The New York Botanical Garden will recreate the world-famous garden of Mexican painter Frida Kahlo. The exhibit, entitled “Frida Kahlo’s Garden,” “will include not only rarely seen paintings by Kahlo but also a recreation of her studio and garden at Casa Azul in the Coyoacán neighborhood of Mexico City, where she lived for many years and where she died in 1954,” The New York Times reports.
The exhibit is highly anticipated, thanks to Kahlo’s penchant for vivid, colorful flowers. “I paint flowers so they will not die,” the painter famously said. True to her word, many of her paintings feature brightly-colored roots, tendrils, flowers, cactus fruit, and even watermelon. Over the years, Kahlo’s garden and paintings have inspired people all over the world. Bright flowers honor Kahlo’s legacy and easily help homeowners or renters stand apart from their neighbors.

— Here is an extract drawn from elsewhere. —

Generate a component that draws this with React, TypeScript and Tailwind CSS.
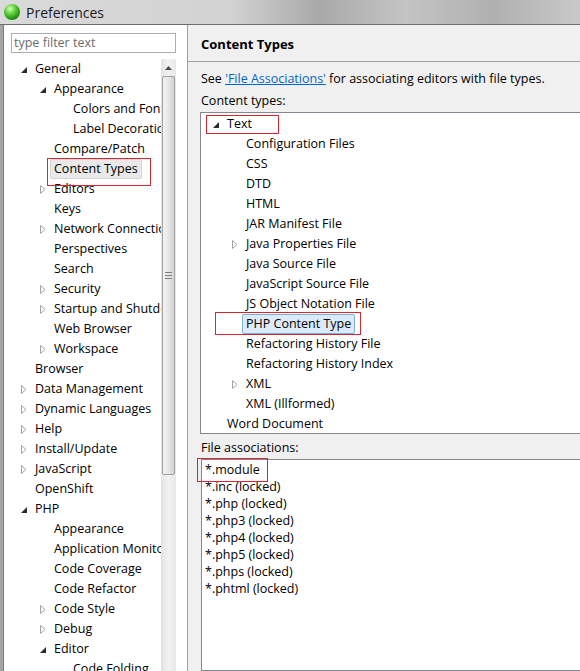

This is not the first time The New York Botanical Garden has paid homage to artists whose works focus on nature. Past exhibits celebrated the pursuits of French impressionist Claude Monet and sculptural artist Henry Moore.
The exhibit, with its terra-cotta pots, lava rock paths, brightly-colored flowers, and Coyoacán street market opened on May 16. It will run until November 1.